**EXERCISE INSTRUCTIONS**
Find each line containing the word "this" and report how many there are. Add nothing else.

**SOURCE MATERIAL**

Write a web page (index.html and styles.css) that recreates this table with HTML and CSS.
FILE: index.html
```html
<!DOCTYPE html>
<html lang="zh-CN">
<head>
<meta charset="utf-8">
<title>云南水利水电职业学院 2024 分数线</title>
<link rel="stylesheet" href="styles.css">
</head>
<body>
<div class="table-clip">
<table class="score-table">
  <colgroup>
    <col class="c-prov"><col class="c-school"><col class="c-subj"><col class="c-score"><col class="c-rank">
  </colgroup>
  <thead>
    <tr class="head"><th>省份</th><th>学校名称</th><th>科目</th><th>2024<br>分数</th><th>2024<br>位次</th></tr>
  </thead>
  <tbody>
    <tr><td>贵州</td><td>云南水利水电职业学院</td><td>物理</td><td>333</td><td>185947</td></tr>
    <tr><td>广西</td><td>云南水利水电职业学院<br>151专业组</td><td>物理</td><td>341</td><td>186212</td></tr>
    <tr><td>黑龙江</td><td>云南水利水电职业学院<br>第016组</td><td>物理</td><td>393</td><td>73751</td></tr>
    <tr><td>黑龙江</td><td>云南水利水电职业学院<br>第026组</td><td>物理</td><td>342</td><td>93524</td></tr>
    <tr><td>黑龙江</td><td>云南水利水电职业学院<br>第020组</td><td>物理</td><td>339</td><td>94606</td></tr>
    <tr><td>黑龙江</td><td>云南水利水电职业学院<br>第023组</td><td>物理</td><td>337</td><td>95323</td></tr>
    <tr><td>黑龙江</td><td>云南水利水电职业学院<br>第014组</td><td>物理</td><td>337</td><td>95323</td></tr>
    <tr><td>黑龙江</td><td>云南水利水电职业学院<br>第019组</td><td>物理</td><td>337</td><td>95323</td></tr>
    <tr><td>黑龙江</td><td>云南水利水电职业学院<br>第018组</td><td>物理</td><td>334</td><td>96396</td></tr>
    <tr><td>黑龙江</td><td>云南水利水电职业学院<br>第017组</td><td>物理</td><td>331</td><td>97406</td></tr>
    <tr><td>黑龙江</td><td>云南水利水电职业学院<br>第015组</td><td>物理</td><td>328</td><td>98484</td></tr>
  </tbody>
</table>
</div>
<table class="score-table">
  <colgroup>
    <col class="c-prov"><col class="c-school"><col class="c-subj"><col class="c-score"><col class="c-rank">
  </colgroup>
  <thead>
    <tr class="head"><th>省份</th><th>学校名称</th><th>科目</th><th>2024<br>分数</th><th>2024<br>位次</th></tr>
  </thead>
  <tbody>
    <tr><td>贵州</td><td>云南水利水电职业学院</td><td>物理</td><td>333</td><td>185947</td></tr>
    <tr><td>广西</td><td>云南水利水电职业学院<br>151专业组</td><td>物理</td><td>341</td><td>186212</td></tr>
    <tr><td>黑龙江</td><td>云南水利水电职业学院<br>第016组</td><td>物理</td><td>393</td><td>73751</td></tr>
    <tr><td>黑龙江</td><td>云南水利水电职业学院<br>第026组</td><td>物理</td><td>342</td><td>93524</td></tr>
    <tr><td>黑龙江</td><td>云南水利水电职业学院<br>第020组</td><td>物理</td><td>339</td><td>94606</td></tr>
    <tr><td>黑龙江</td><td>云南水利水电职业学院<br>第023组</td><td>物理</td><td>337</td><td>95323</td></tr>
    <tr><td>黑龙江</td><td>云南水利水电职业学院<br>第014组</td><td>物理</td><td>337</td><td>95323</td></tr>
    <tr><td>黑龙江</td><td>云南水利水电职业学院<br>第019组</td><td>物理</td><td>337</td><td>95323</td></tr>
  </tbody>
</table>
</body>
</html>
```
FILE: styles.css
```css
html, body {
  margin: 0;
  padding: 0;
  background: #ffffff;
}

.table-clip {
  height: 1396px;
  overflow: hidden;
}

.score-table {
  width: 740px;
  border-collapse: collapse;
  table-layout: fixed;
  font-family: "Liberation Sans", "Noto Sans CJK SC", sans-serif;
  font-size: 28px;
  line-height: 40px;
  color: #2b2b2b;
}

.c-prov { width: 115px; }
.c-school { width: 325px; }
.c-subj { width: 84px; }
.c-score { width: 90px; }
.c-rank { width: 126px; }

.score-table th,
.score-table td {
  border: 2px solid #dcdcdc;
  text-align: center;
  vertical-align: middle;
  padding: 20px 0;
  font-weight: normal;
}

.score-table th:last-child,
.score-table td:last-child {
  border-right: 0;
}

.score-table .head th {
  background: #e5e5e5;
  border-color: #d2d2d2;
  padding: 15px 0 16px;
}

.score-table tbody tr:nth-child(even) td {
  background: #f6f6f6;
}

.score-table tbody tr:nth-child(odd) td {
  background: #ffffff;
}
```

* * *

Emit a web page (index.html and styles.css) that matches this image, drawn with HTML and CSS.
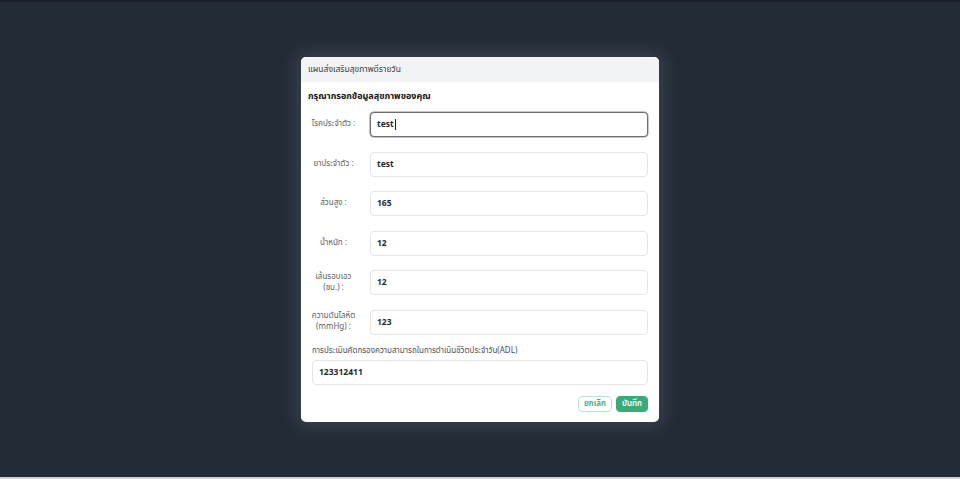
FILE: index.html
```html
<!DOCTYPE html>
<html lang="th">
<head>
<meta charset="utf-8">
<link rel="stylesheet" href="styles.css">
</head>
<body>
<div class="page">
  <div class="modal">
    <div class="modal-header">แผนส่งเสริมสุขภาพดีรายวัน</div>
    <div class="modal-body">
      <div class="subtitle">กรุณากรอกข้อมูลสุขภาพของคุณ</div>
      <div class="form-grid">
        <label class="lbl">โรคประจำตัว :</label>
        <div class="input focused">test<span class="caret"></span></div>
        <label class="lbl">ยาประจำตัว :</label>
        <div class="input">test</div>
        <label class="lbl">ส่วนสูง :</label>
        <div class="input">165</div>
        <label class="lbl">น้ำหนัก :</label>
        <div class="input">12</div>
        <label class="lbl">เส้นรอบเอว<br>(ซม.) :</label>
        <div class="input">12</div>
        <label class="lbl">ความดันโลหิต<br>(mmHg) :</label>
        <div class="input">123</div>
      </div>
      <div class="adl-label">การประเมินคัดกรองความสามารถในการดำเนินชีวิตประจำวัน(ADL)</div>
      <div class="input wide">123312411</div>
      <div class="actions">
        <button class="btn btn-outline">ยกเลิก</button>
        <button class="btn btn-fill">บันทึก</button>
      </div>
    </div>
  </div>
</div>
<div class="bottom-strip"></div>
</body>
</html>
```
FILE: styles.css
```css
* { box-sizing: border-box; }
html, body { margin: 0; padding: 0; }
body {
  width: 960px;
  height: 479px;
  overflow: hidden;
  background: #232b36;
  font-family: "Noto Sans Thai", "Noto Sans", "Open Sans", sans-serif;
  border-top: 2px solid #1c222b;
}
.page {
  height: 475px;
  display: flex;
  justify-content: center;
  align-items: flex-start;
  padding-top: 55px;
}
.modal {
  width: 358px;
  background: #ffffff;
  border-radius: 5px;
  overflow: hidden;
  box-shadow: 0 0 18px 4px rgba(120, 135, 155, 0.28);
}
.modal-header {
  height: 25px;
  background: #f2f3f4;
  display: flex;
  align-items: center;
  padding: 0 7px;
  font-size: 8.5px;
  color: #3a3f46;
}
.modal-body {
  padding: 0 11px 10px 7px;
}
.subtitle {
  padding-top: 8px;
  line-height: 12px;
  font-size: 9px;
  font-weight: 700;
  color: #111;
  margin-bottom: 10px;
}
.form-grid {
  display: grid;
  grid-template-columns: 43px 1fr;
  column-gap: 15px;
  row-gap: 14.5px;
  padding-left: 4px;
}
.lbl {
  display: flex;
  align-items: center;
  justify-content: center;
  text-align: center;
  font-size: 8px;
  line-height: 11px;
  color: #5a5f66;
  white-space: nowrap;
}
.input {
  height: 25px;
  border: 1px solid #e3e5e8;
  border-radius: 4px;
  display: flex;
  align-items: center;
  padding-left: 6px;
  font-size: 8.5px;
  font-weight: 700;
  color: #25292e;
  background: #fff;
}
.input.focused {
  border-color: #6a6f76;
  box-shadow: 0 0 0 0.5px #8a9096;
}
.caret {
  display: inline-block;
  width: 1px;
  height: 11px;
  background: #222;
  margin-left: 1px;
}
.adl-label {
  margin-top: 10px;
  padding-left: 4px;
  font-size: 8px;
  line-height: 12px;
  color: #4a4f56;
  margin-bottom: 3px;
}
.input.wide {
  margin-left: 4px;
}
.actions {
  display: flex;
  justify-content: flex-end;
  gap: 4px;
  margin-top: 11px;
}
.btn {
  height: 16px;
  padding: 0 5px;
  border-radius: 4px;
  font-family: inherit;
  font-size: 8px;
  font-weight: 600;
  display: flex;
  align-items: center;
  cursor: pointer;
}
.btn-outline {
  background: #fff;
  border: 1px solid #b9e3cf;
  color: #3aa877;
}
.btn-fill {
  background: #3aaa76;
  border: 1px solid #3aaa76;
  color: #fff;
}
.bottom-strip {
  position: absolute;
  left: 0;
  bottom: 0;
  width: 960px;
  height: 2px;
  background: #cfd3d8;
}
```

**WORKED SOLUTION**
2